Innumerable adjectives — many clich­éd — are used in “The Contender” to describe the governor — some positive, most negative. “There’s that nagging question of character,” Mr. Shnayerson writes. “Andrew was commanding, pragmatic, hardworking, personally incorruptible (so far), fierce in defending his policies — and willing to compromise when absolutely necessary. In short, a strong leader. He was also vengeful, bullying, meanspirited, conniving, not always true to his word, and very secretive.”

Mr. Shnayerson goes deep into the Cuomo psyche. He notes the unique speaking style of both Andrew and Mario Cuomo, both of whom sound as if they are reasoning aloud, as if they ask and answer their own questions.
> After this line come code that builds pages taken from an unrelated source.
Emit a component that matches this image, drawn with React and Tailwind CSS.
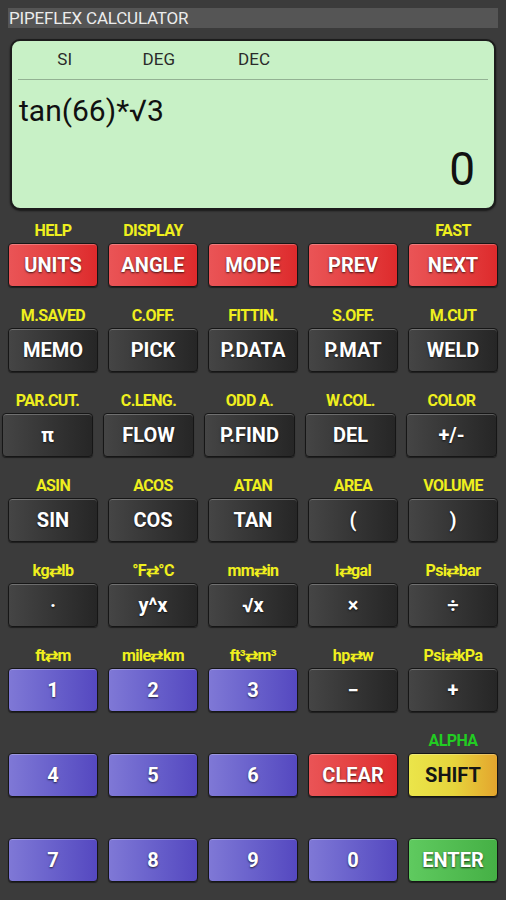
import React from "react";

const styles = {
  red: "bg-gradient-to-r from-[#ea5456] to-[#de2a2c] text-white",
  dark: "bg-gradient-to-r from-[#454545] to-[#262626] text-white",
  blue: "bg-gradient-to-r from-[#7f78d6] to-[#5548c0] text-white",
  yellow: "bg-gradient-to-r from-[#ebe54a] via-[#e6d53c] to-[#e3a52e] text-[#151515]",
  green: "bg-gradient-to-r from-[#5fca5f] to-[#45b045] text-white",
};

const rows = [
  {
    pad: "px-2",
    keys: [
      ["HELP", "UNITS", "red"],
      ["DISPLAY", "ANGLE", "red"],
      ["", "MODE", "red"],
      ["", "PREV", "red"],
      ["FAST", "NEXT", "red"],
    ],
  },
  {
    pad: "px-2",
    keys: [
      ["M.SAVED", "MEMO", "dark"],
      ["C.OFF.", "PICK", "dark"],
      ["FITTIN.", "P.DATA", "dark"],
      ["S.OFF.", "P.MAT", "dark"],
      ["M.CUT", "WELD", "dark"],
    ],
  },
  {
    pad: "pl-[2px] pr-[9px]",
    keys: [
      ["PAR.CUT.", "π", "dark"],
      ["C.LENG.", "FLOW", "dark"],
      ["ODD A.", "P.FIND", "dark"],
      ["W.COL.", "DEL", "dark"],
      ["COLOR", "+/-", "dark"],
    ],
  },
  {
    pad: "px-2",
    keys: [
      ["ASIN", "SIN", "dark"],
      ["ACOS", "COS", "dark"],
      ["ATAN", "TAN", "dark"],
      ["AREA", "(", "dark"],
      ["VOLUME", ")", "dark"],
    ],
  },
  {
    pad: "px-2",
    keys: [
      ["kg⇄lb", "·", "dark"],
      ["°F⇄°C", "y^x", "dark"],
      ["mm⇄in", "√x", "dark"],
      ["l⇄gal", "×", "dark"],
      ["Psi⇄bar", "÷", "dark"],
    ],
  },
  {
    pad: "px-2",
    keys: [
      ["ft⇄m", "1", "blue"],
      ["mile⇄km", "2", "blue"],
      ["ft³⇄m³", "3", "blue"],
      ["hp⇄w", "−", "dark"],
      ["Psi⇄kPa", "+", "dark"],
    ],
  },
  {
    pad: "px-2",
    keys: [
      ["", "4", "blue"],
      ["", "5", "blue"],
      ["", "6", "blue"],
      ["", "CLEAR", "red"],
      ["ALPHA", "SHIFT", "yellow"],
    ],
  },
  {
    pad: "px-2",
    keys: [
      ["", "7", "blue"],
      ["", "8", "blue"],
      ["", "9", "blue"],
      ["", "0", "blue"],
      ["", "ENTER", "green"],
    ],
  },
];

const Key = ({ top, label, kind }) => (
  <div className="flex flex-col items-stretch">
    <div
      className={`h-[18px] text-center text-[16px] font-bold leading-[18px] tracking-[-0.6px] whitespace-nowrap ${
        top === "ALPHA" ? "text-[#22cc22]" : "text-[#efef1e]"
      }`}
    >
      {top}
    </div>
    <div
      className={`mt-[3px] flex h-[44px] items-center justify-center rounded-[4px] border border-[#161616] text-[20px] font-bold shadow-[inset_0_1px_0_rgba(255,255,255,0.25),0_1px_1px_rgba(0,0,0,0.5)] ${styles[kind]} ${
        kind === "yellow" ? "" : "[text-shadow:0_1px_2px_rgba(0,0,0,0.7)]"
      }`}
    >
      {label}
    </div>
  </div>
);

export default function App() {
  return (
    <div className="min-h-[900px] w-[506px] bg-[#3b3b3b] pt-2 font-['Roboto','Liberation_Sans',sans-serif]">
      <div className="mx-2 flex h-[20px] items-center bg-[#555555] pl-[1px] text-[17px] leading-none text-[#ececec] tracking-[-0.2px]">
        PIPEFLEX CALCULATOR
      </div>

      <div className="mx-[10px] mt-[11px] h-[171px] rounded-[10px] border-2 border-[#1c1c1c] bg-[#c8f1c6] px-[6px] shadow-[0_1px_2px_rgba(0,0,0,0.6)]">
        <div className="flex h-[38px] items-center text-[17px] text-[#2a2a2a]">
          <span className="w-[54px] text-right">SI</span>
          <span className="w-[103px] text-right">DEG</span>
          <span className="w-[95px] text-right">DEC</span>
        </div>
        <div className="h-px bg-[#93b293]" />
        <div className="pt-[14px] pl-[1px] text-[30px] leading-[34px] text-[#111]">
          tan(66)*√3
        </div>
        <div className="mt-[16px] pr-[13px] text-right text-[46px] leading-[50px] text-[#111]">
          0
        </div>
      </div>

      <div className="mt-[12px] flex flex-col gap-[20px]">
        {rows.map((row, i) => (
          <div key={i} className={`grid grid-cols-5 gap-[10px] ${row.pad}`}>
            {row.keys.map(([top, label, kind]) => (
              <Key key={label} top={top} label={label} kind={kind} />
            ))}
          </div>
        ))}
      </div>
    </div>
  );
}
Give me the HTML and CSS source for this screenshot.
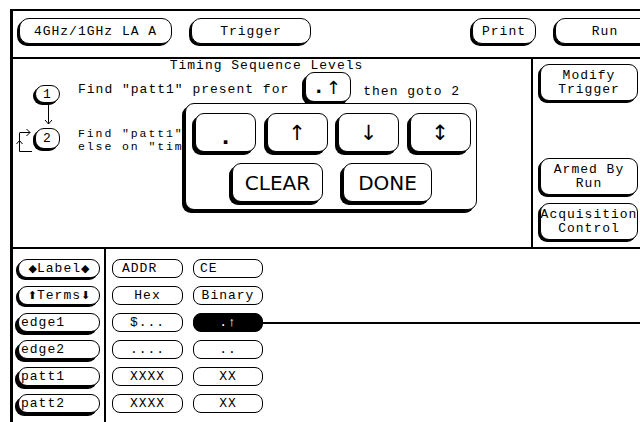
FILE: index.html
```html
<!DOCTYPE html>
<html lang="en">
<head>
<meta charset="UTF-8" />
<meta name="viewport" content="width=device-width, initial-scale=1" />
<title>Timing Sequence Levels</title>
<link rel="stylesheet" href="styles.css">
</head>
<body>

<div class="screen">
  <div class="topbar">
    <div class="key top k-mode">4GHz/1GHz LA A</div>
    <div class="key top k-menu">Trigger</div>
    <div class="key top k-print">Print</div>
    <div class="key top k-run">Run</div>
  </div>

  <div class="main">
    <div class="seq">
      <div class="seq-title">Timing Sequence Levels</div>

      <div class="level">
        <div class="key num">1</div>
        <div class="find">Find "patt1" present for</div>
        <div class="key dur">.<span class="dur-arrow">↑</span></div>
        <div class="then">then goto 2</div>
      </div>

      <div class="connector">
        <svg width="12" height="24" viewBox="0 0 12 24">
          <path d="M5.5 2 V22 M2 18 L5.5 22 L9 18" fill="none" stroke="#000" stroke-width="1"/>
        </svg>
      </div>

      <div class="level level-two">
        <svg class="loop" width="19" height="26" viewBox="0 0 19 26">
          <path d="M3.5 6 V24.5 H16 M3.5 5.5 H14 M10.5 2 L14 5.5 L10.5 9 M0.5 17 L3.5 13.5 L6.5 17" fill="none" stroke="#000" stroke-width="1"/>
        </svg>
        <div class="key num num-two">2</div>
        <div class="find find-two">Find "patt1"<br>else on "tim</div>
      </div>

      <div class="popup">
        <div class="popup-row">
          <div class="key pick"><span class="dot">.</span></div>
          <div class="key pick">↑</div>
          <div class="key pick">↓</div>
          <div class="key pick">↕</div>
        </div>
        <div class="popup-row popup-actions">
          <div class="key act act-clear">CLEAR</div>
          <div class="key act act-done">DONE</div>
        </div>
      </div>
    </div>

    <div class="side">
      <div class="key side-key">Modify<br>Trigger</div>
      <div class="key side-key armed">Armed By<br>Run</div>
      <div class="key side-key">Acquisition<br>Control</div>
    </div>
  </div>

  <div class="lower">
    <div class="labels">
      <div class="key lab lab-center"><span class="tri">◆</span>Label<span class="tri">◆</span></div>
      <div class="key lab lab-center"><span class="tri">⬆</span> Terms <span class="tri">⬇</span></div>
      <div class="key lab">edge1</div>
      <div class="key lab">edge2</div>
      <div class="key lab">patt1</div>
      <div class="key lab">patt2</div>
    </div>

    <div class="cells">
      <div class="cell left">ADDR</div>
      <div class="cell left small-pad">CE</div>
      <div class="cell">Hex</div>
      <div class="cell">Binary</div>
      <div class="cell">$...</div>
      <div class="cell active">.↑</div>
      <div class="cell">....</div>
      <div class="cell">..</div>
      <div class="cell">XXXX</div>
      <div class="cell">XX</div>
      <div class="cell">XXXX</div>
      <div class="cell">XX</div>
    </div>
  </div>
</div>

</body>
</html>
```

FILE: styles.css
```css
* {
  box-sizing: border-box;
}
body {
  margin: 0;
  width: 640px;
  height: 422px;
  overflow: hidden;
  background: #fff;
  color: #000;
  font-family: "Liberation Mono", "DejaVu Sans Mono", monospace;
  font-size: 13px;
  letter-spacing: 1px;
}
.screen {
  margin: 9px 0 0 10px;
  height: 413px;
  border-top: 2px solid #000;
  border-left: 3px solid #000;
}
.key {
  display: flex;
  align-items: center;
  justify-content: center;
  flex-shrink: 0;
  background: #fff;
  border: 1px solid #000;
  border-radius: 9px;
  box-shadow: -2px 2px 0 #000;
  white-space: nowrap;
}

/* top bar */
.topbar {
  display: flex;
  align-items: flex-start;
  height: 48px;
  padding: 7px 0 0 6px;
  border-bottom: 2px solid #000;
}
.top {
  height: 26px;
  border-radius: 10px;
}
.k-mode {
  width: 153px;
}
.k-menu {
  width: 120px;
  margin-left: 19px;
}
.k-print {
  width: 64px;
  margin-left: 161px;
}
.k-run {
  width: 100px;
  margin-left: 19px;
}

/* sequence area */
.main {
  display: grid;
  grid-template-columns: 520px 1fr;
  height: 190px;
  border-bottom: 2px solid #000;
}
.seq {
  position: relative;
  border-right: 2px solid #000;
}
.seq-title {
  height: 13px;
  line-height: 13px;
  padding-right: 11px;
  text-align: center;
}
.level {
  display: flex;
  align-items: flex-start;
  height: 30px;
}
.num {
  width: 25px;
  height: 18px;
  margin: 13px 0 0 22px;
}
.find {
  margin: 11px 0 0 18px;
  line-height: 13px;
}
.dur {
  width: 46px;
  height: 30px;
  margin-left: 16px;
  box-shadow: -3px 3px 0 #000;
  font-family: "DejaVu Sans", sans-serif;
  font-size: 17px;
  font-weight: bold;
  letter-spacing: 0;
}
.dur-arrow {
  margin-left: 4px;
  font-weight: normal;
  font-size: 18px;
}
.then {
  margin: 13px 0 0 12px;
  line-height: 13px;
}
.connector {
  height: 24px;
  padding-left: 30px;
}
.connector svg {
  display: block;
}
.level-two {
  height: 40px;
}
.loop {
  margin: 1px 0 0 3px;
}
.num-two {
  height: 21px;
  margin: 2px 0 0 0;
}
.find-two {
  margin-top: 1px;
  font-size: 11.5px;
  letter-spacing: 1.9px;
  line-height: 13px;
}

/* level picker pop-up */
.popup {
  position: absolute;
  left: 172px;
  top: 44px;
  width: 292px;
  height: 107px;
  padding: 9px 7px 0 9px;
  background: #fff;
  border: 1px solid #000;
  border-radius: 9px;
  box-shadow: -3px 3px 0 #000;
}
.popup-row {
  display: flex;
  gap: 10.5px;
}
.pick {
  width: 61px;
  height: 39px;
  box-shadow: -3px 3px 0 #000;
  font-family: "DejaVu Sans", sans-serif;
  font-size: 21px;
  letter-spacing: 0;
}
.dot {
  font-weight: bold;
  font-size: 20px;
  margin-top: 8px;
}
.popup-actions {
  justify-content: center;
  gap: 20px;
  margin-top: 11px;
}
.act {
  height: 39px;
  box-shadow: -3px 3px 0 #000;
  font-family: "DejaVu Sans", sans-serif;
  font-size: 20px;
  letter-spacing: 0;
}
.act-clear {
  width: 91px;
}
.act-done {
  width: 89px;
}

/* right column */
.side {
  display: flex;
  flex-direction: column;
  align-items: flex-start;
  padding: 5px 0 7px 7px;
}
.side-key {
  width: 98px;
  height: 37px;
  line-height: 14px;
  text-align: center;
}
.armed {
  margin-top: auto;
  margin-bottom: 8px;
}

/* label / terms table */
.lower {
  display: grid;
  grid-template-columns: 93px 1fr;
  height: 173px;
}
.labels {
  display: flex;
  flex-direction: column;
  gap: 8px;
  padding: 10px 0 0 5px;
  border-right: 2px solid #000;
}
.lab {
  width: 82px;
  height: 19px;
  justify-content: flex-start;
  padding-left: 2px;
  box-shadow: -3px 3px 0 #000;
}
.lab-center {
  justify-content: center;
  padding-left: 0;
  box-shadow: -2px 2px 0 #000;
}
.tri {
  font-family: "DejaVu Sans", sans-serif;
  font-size: 11px;
  letter-spacing: 0;
}
.cells {
  display: grid;
  grid-template-columns: 71px 70px;
  grid-auto-rows: 19px;
  column-gap: 10px;
  row-gap: 8px;
  padding: 10px 0 0 6px;
}
.cell {
  display: flex;
  align-items: center;
  justify-content: center;
  border: 1px solid #000;
  border-radius: 8px;
  white-space: nowrap;
}
.cell.left {
  justify-content: flex-start;
  padding-left: 9px;
}
.cell.small-pad {
  padding-left: 6px;
}
.cell.active {
  position: relative;
  background: #000;
  color: #fff;
}
.cell.active::after {
  content: "";
  position: absolute;
  left: 100%;
  top: 8px;
  width: 400px;
  height: 2px;
  background: #000;
}
```
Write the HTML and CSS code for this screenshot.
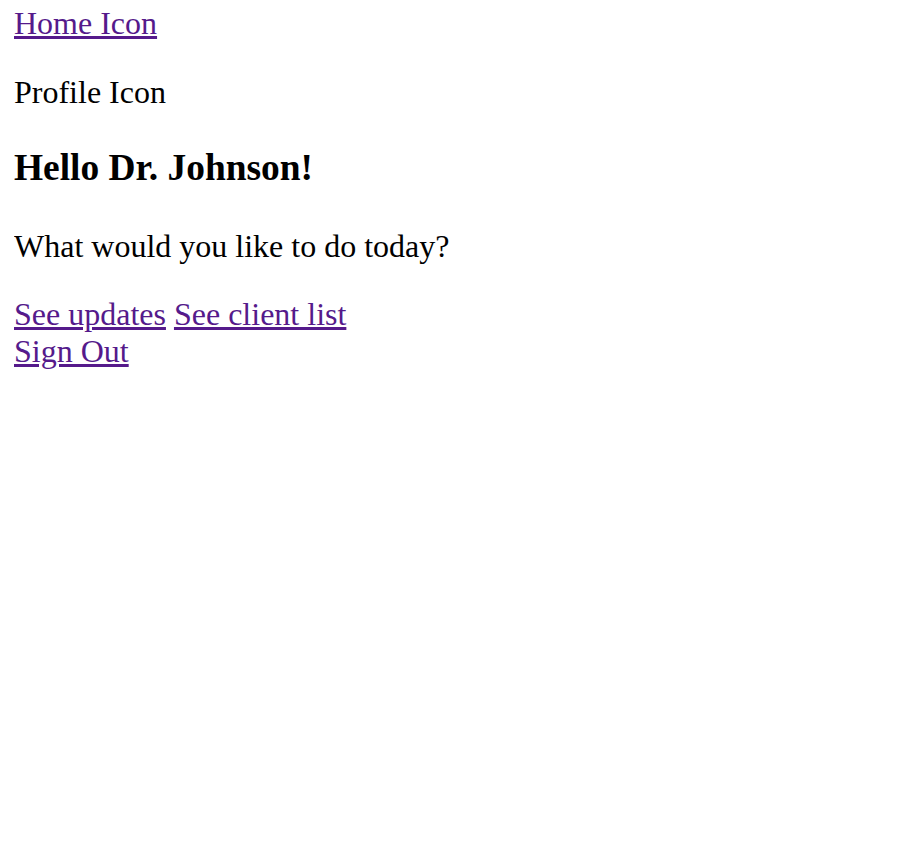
FILE: index.html
```html
<!DOCTYPE html>
<html lang="en">
<head>
<meta charset="utf-8">
<title>Home</title>
<link rel="stylesheet" href="styles.css">
</head>
<body class="page">
  <nav class="topnav">
    <a class="link" href="#">Home Icon</a>
    <p class="profile">Profile Icon</p>
  </nav>
  <main class="content">
    <h3 class="greeting">Hello Dr. Johnson!</h3>
    <p class="prompt">What would you like to do today?</p>
    <div class="actions">
      <a class="link" href="#">See updates</a>
      <a class="link" href="#">See client list</a>
    </div>
    <div class="signout">
      <a class="link" href="#">Sign Out</a>
    </div>
  </main>
</body>
</html>
```
FILE: styles.css
```css
html, body {
  background: #ffffff;
}
.page {
  margin: 5px 14px;
  font-family: "Liberation Serif", "Times New Roman", serif;
  font-size: 32px;
  line-height: 1.15;
  color: #000000;
}
.link {
  color: #551a8b;
  text-decoration: underline;
}
.profile {
  margin: 32px 0;
}
.greeting {
  font-size: 37.44px;
  font-weight: bold;
  margin: 35.5px 0 38.5px;
}
.prompt {
  margin: 32px 0;
}
.actions, .signout {
  margin: 0;
}
```
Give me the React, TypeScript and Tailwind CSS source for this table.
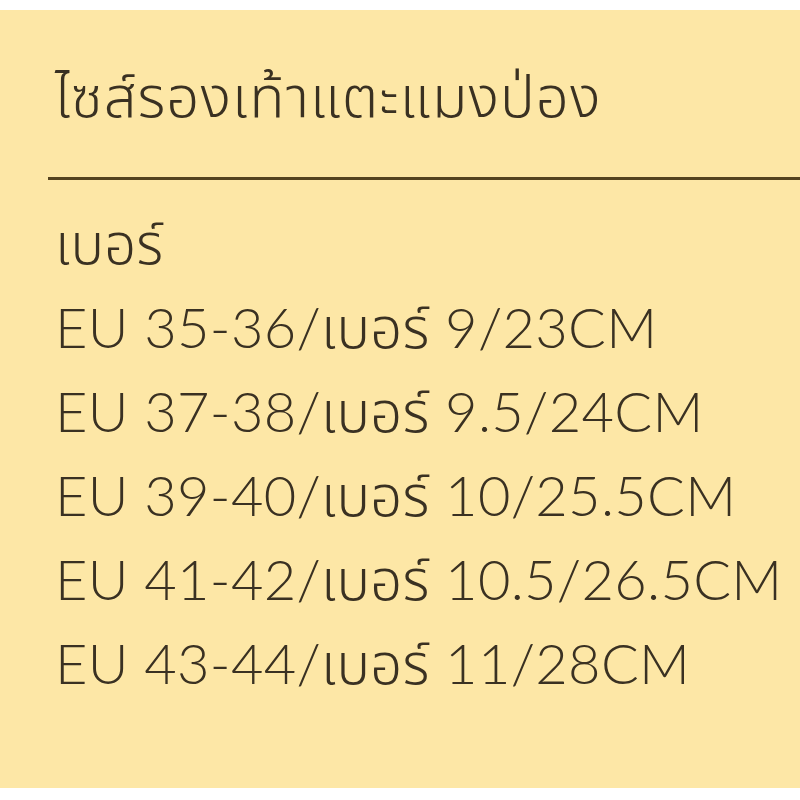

Following a recent scandal in the State Assembly, Mr. Cuomo is quoted as saying, “Is the governor to blame . . . ? No. Will you ever stop people from doing venal, stupid, criminal, illegal acts? Not in government, not in politics, not in the military.” One can almost hear Mr. Shnayerson undertaking the same Socratic monologue: Can one fully know Andrew Cuomo? Yes. Is the portrait a pretty one? No.

Wherever the reader lands on the question of Mr. Cuomo’s character, it’s hard not to enjoy Mr. Shnayerson’s rich storytelling and the dishy details he offers up about members of our state’s political elite. Even for those who have no interest in politics, “The Contender” is still a worthwhile read. As its title promises, it’s a timeless tale of a filial drama, the tyranny of expectation, aspiration, and struggle.



Sally Susman, a regular book reviewer for The Star, lives in New York and Sag Harbor.

Michael Shnayerson is a contributing editor for Vanity Fair whose books include “Coal River.” He lives in Sag Harbor.